コンシューマーITがエンタープライズに入る”コンシューマライゼーション”が言われて久しいが、企業のIT部門は何に取り組めばいいのか。ガートナー ジャパンで主席アナリストを務める針生恵理氏は「ユーザーを中心としたコンテキスト対応型サービス」が重要になると述べる。ユーザーを取り巻く環境が変わる中、ITも新しい技術を学ぶ必要があるという。
針生氏は4月25日、都内でガートナーが主催した「ガートナー ITインフラストラクチャ、オペレーション・マネジメント&データセンター サミット 2018」で、エンドユーザコンピューティングトレンドについて話をした。
これまで企業のエンドユーザーは端末を持ち出せないなど制限の強い”窮屈なIT”だった。だがユーザーは日常でコンシューマーITの便利さを享受しており、それまでの企業のITでは満足できない。「ユーザーに必要なものを提供することが重要だ」と針生氏。
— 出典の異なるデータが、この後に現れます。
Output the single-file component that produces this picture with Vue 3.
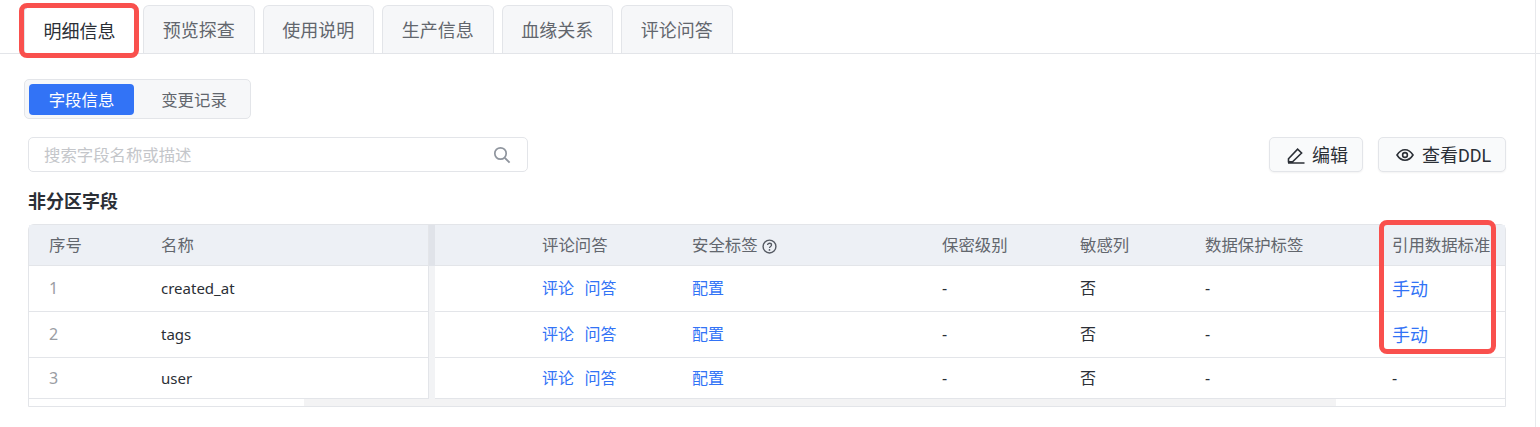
<template>
  <div class="page">
    <div class="tabs">
      <div
        v-for="(t, i) in tabs"
        :key="t"
        class="tab"
        :class="{ active: i === 0 }"
      >
        {{ t }}
        <span v-if="i === 0" class="mark mark-tab"></span>
      </div>
    </div>

    <div class="body">
      <div class="segment">
        <div class="seg-item on">字段信息</div>
        <div class="seg-item">变更记录</div>
      </div>

      <div class="toolbar">
        <div class="search">
          <span class="placeholder">搜索字段名称或描述</span>
          <svg class="search-icon" viewBox="0 0 18 18" width="18" height="18">
            <circle cx="7.5" cy="7.5" r="5.7" fill="none" stroke="#8f959e" stroke-width="1.7" />
            <path d="M11.8 11.8 L16.6 16.6" stroke="#8f959e" stroke-width="1.9" />
          </svg>
        </div>
        <div class="actions">
          <button class="btn btn-edit">
            <svg viewBox="0 0 18 18" width="18" height="18">
              <path d="M1.5 12.8 L10.6 3.2 L14.6 7 L5.6 15.8 H1.5 Z M1 17 H17.5" fill="none" stroke="#2b2f36" stroke-width="1.6" />
            </svg>
            <span class="btn-text">编辑</span>
          </button>
          <button class="btn btn-ddl">
            <svg viewBox="0 0 18 18" width="18" height="18">
              <path d="M1 9 C3.5 5 6 3.8 9 3.8 C12 3.8 14.5 5 17 9 C14.5 13 12 14.2 9 14.2 C6 14.2 3.5 13 1 9 Z" fill="none" stroke="#2b2f36" stroke-width="1.6" />
              <circle cx="9" cy="9" r="2.4" fill="none" stroke="#2b2f36" stroke-width="1.6" />
            </svg>
            <span class="btn-text">查看DDL</span>
          </button>
        </div>
      </div>

      <div class="section-title">非分区字段</div>

      <div class="table-wrap">
        <table>
          <colgroup>
            <col v-for="w in colWidths" :key="w.k" :style="{ width: w.v + 'px' }" />
          </colgroup>
          <thead>
            <tr>
              <th>序号</th>
              <th class="fixed-edge">名称</th>
              <th></th>
              <th>评论问答</th>
              <th>
                安全标签
                <svg class="help" viewBox="0 0 14 14" width="15" height="15">
                  <circle cx="7" cy="7" r="6" fill="none" stroke="#555a63" stroke-width="1.3" />
                  <path d="M5.2 5.6 C5.2 3.4 8.9 3.5 8.9 5.5 C8.9 6.9 7 6.9 7 8.4" fill="none" stroke="#555a63" stroke-width="1.2" />
                  <circle cx="7" cy="10.2" r="0.8" fill="#555a63" />
                </svg>
              </th>
              <th>保密级别</th>
              <th>敏感列</th>
              <th>数据保护标签</th>
              <th>引用数据标准</th>
            </tr>
          </thead>
          <tbody>
            <tr v-for="r in rows" :key="r.no" :class="{ tall: r.h > 41 }" :style="{ height: r.h + 'px' }">
              <td class="no">{{ r.no }}</td>
              <td class="fixed-edge name">{{ r.name }}</td>
              <td></td>
              <td class="link"><span class="gap">评论</span>问答</td>
              <td class="link">配置</td>
              <td>-</td>
              <td class="cjk">否</td>
              <td>-</td>
              <td :class="r.manual ? 'manual' : ''">{{ r.manual ? '手动' : '-' }}</td>
            </tr>
          </tbody>
        </table>
        <div class="scrollbar"><div class="thumb"></div></div>
        <span class="mark mark-col"></span>
      </div>
    </div>
    <div class="edge"></div>
  </div>
</template>

<script setup>
const tabs = ['明细信息', '预览探查', '使用说明', '生产信息', '血缘关系', '评论问答']

const colWidths = [
  { k: 'no', v: 112 },
  { k: 'name', v: 291 },
  { k: 'blank', v: 90 },
  { k: 'comment', v: 150 },
  { k: 'security', v: 250 },
  { k: 'secret', v: 138 },
  { k: 'sensitive', v: 125 },
  { k: 'protect', v: 187 },
  { k: 'standard', v: 133 },
]

const rows = [
  { no: 1, name: 'created_at', manual: true, h: 46 },
  { no: 2, name: 'tags', manual: true, h: 46 },
  { no: 3, name: 'user', manual: false, h: 41 },
]
</script>

<style>
html,
body {
  background: #fff;
}
</style>

<style scoped>
.page {
  position: relative;
  width: 1540px;
  height: 427px;
  overflow: hidden;
  background: #fff;
  font-family: "Noto Sans", "Noto Sans CJK SC", sans-serif;
  color: #2b2f36;
}
.tabs {
  display: flex;
  gap: 8px;
  height: 54px;
  padding: 5px 0 0 24px;
  box-sizing: border-box;
  border-bottom: 1px solid #e3e5e9;
}
.tab {
  position: relative;
  width: 111.5px;
  height: 48px;
  box-sizing: border-box;
  background: #f6f7f9;
  border: 1px solid #e3e5e9;
  border-bottom: none;
  border-radius: 6px 6px 0 0;
  font-size: 18px;
  line-height: 48px;
  text-align: center;
  color: #62666d;
}
.tab.active {
  width: 111px;
  background: #fff;
  color: #2b2f36;
  border-top: 2px solid #3273f6;
}
.mark {
  position: absolute;
  border: 5px solid #f9504d;
  border-radius: 8px;
  box-sizing: border-box;
  pointer-events: none;
}
.mark-tab {
  left: -6px;
  top: -4px;
  width: 120px;
  height: 55px;
}
.body {
  padding: 25px 34px 0 24px;
}
.segment {
  display: flex;
  width: 227px;
  height: 40px;
  box-sizing: border-box;
  padding: 4px;
  background: #f6f7f9;
  border: 1px solid #e3e5e9;
  border-radius: 5px;
}
.seg-item {
  flex: none;
  width: 105px;
  height: 31px;
  box-sizing: border-box;
  font-size: 16.4px;
  line-height: 31px;
  text-align: center;
  color: #62666d;
  border-radius: 4px;
}
.seg-item + .seg-item {
  width: 112px;
  padding-left: 8px;
}
.seg-item.on {
  background: #3273f6;
  color: #fff;
}
.toolbar {
  display: flex;
  justify-content: space-between;
  margin: 18px 0 0 4px;
}
.search {
  display: flex;
  align-items: center;
  justify-content: space-between;
  width: 500px;
  height: 35px;
  box-sizing: border-box;
  padding: 0 16px 0 15px;
  border: 1px solid #e3e5e9;
  border-radius: 5px;
}
.placeholder {
  padding-bottom: 2px;
  font-size: 16.4px;
  color: #c4c6ca;
}
.actions {
  display: flex;
  gap: 15px;
}
.btn {
  display: flex;
  align-items: center;
  height: 35px;
  box-sizing: border-box;
  gap: 8px;
  background: #f9fafb;
  border: 1px solid #e3e5e9;
  border-radius: 5px;
  box-shadow: 0 1px 2px rgba(0, 0, 0, 0.05);
  font-family: Roboto, "Noto Sans CJK SC", sans-serif;
  font-size: 18px;
  color: #2b2f36;
  padding: 0 0 0 17px;
}
.btn-text {
  padding-bottom: 2px;
}
.btn-edit {
  width: 94px;
  gap: 7px;
}
.btn-ddl {
  width: 128px;
}
.section-title {
  margin: 16px 0 0 4px;
  height: 26px;
  font-size: 18px;
  line-height: 26px;
  font-weight: 700;
  color: #2b2f36;
}
.table-wrap {
  position: relative;
  margin: 10px 0 0 4px;
  width: 1478px;
  box-sizing: border-box;
  border: 1px solid #e3e5e9;
  border-radius: 6px 6px 0 0;
}
table {
  table-layout: fixed;
  width: 1476px;
  border-collapse: collapse;
}
th {
  height: 38px;
  padding: 0 0 2px 20px;
  background: #edf0f5;
  border-bottom: 1px solid #e3e5e9;
  font-size: 16.4px;
  font-weight: 400;
  text-align: left;
  color: #62666d;
  white-space: nowrap;
}
td {
  padding: 0 0 0 20px;
  border-bottom: 1px solid #e3e5e9;
  font-size: 16px;
  color: #2b2f36;
  white-space: nowrap;
}
.tall td {
  padding-bottom: 2px;
}
td.link,
td.cjk {
  padding-bottom: 2px;
}
.tall td.link,
.tall td.cjk {
  padding-bottom: 4px;
}
.fixed-edge {
  border-right: 6px solid #f2f3f5;
  box-shadow: inset -1px 0 0 #e3e5e9;
}
th.fixed-edge {
  border-right-color: #e0e3e9;
}
.no {
  color: #9a9da3;
}
.name {
  font-size: 15px;
}
.link {
  color: #3273f6;
}
.gap {
  margin-right: 10.5px;
}
.manual {
  color: #3273f6;
  font-size: 18px;
}
.help {
  vertical-align: -3px;
}
.scrollbar {
  height: 7px;
}
.thumb {
  width: 1032px;
  height: 7px;
  margin-left: 275px;
  background: #f3f3f4;
}
.mark-col {
  right: 9px;
  top: -5px;
  width: 117px;
  height: 134px;
}
.edge {
  position: absolute;
  right: 4px;
  top: 0;
  width: 1px;
  height: 427px;
  background: #e8e9ec;
}
</style>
中でも「いかに成果を出すか、そのために何を提供するのかーー”アウトカム(成果)”が重要だ」という。
ガートナーはエンドユーザー関連技術のハイプサイクルで約30の技術を並べているが、これらの新しい技術を闇雲に入れるのではなく、どんなアウトカムを出したいのか、それにどの技術がフィットするのかの視点を持つといいようだ。
Gartnerのエンドユーザー関連テクノロジのハイプサイクル。
ガートナーでは将来のエンドユーザーITの姿を「ユニファイドワークスペース」と称している。ユーザー中心、アプリケーションの独立性、コンテキスト化の3つの要素により、シームレス(いつでも・どこでも・誰でも)なITを実現し、ユーザーがアウトカムを出すことができるというものだ。
実現する技術要件として、以下の7つを挙げた。
- クライアントをシンにする
- セルフサービス/セルフサポートの提供
- デバイス選択の自由
- クラウドオフィスコミュニケーション/コラボレーション
- エンタープライズファイル共有/同期
- エンドポイント管理
- セキュリティ/ID管理
例えば、デバイス選択の自由に該当するBYOD(個人用端末を業務で利用)は、日本でも増えつつあり現在BYODを認める企業は32%に達しているという。だが、北米の7割に比べるとまだ少数派だ。だが「BYODが全てではない」ともいう。会社支給デバイスでも選択肢を増やすCYOD(Choose Your Own Device)もあり、重要なものをデバイスに保存できないが、使いやすいアプリは使っていいようにするなど、生産性と柔軟性を提供することはできるという。
ユニファイドワークスペースの成功例として紹介したのがIBMだ。IBMは2014年のAppleとの提携により、従業員向けのPCとしてMacを選択できるようにしている。目的は、従業員にデバイスの選択肢を提供すること。これにより柔軟性を与え、発想力を高めることだったというが、結果としてMac1台につき270ドルのコスト削減につながったという。
コスト削減の多くはサポートコストだ。IBMはMac導入に合わせセルフサポートなどのプロセスの再構築を行なっており、これが奏功したのだ。ヘルプデスクへの依頼がWindowsユーザーは40%であるのに対し、Macユーザーは5%以下というデータもあるそうだ。
また、Macはレガシーアプリが少なく、OSに依存しないアプリケーション思考の継続に適していたという点も針生氏は指摘する。IBMはユーザーに選択肢を与えるだけでなく、メリットとのトレードオフ(利用できないアプリがあるなど)も明確に伝えており、ユーザーは数週間試して自分に合うデバイスを選択できた。これらが高い満足につながったという。IBMはこの成果を受け、Windowsについても同様のポリシーを適用することを検討中とのことだ。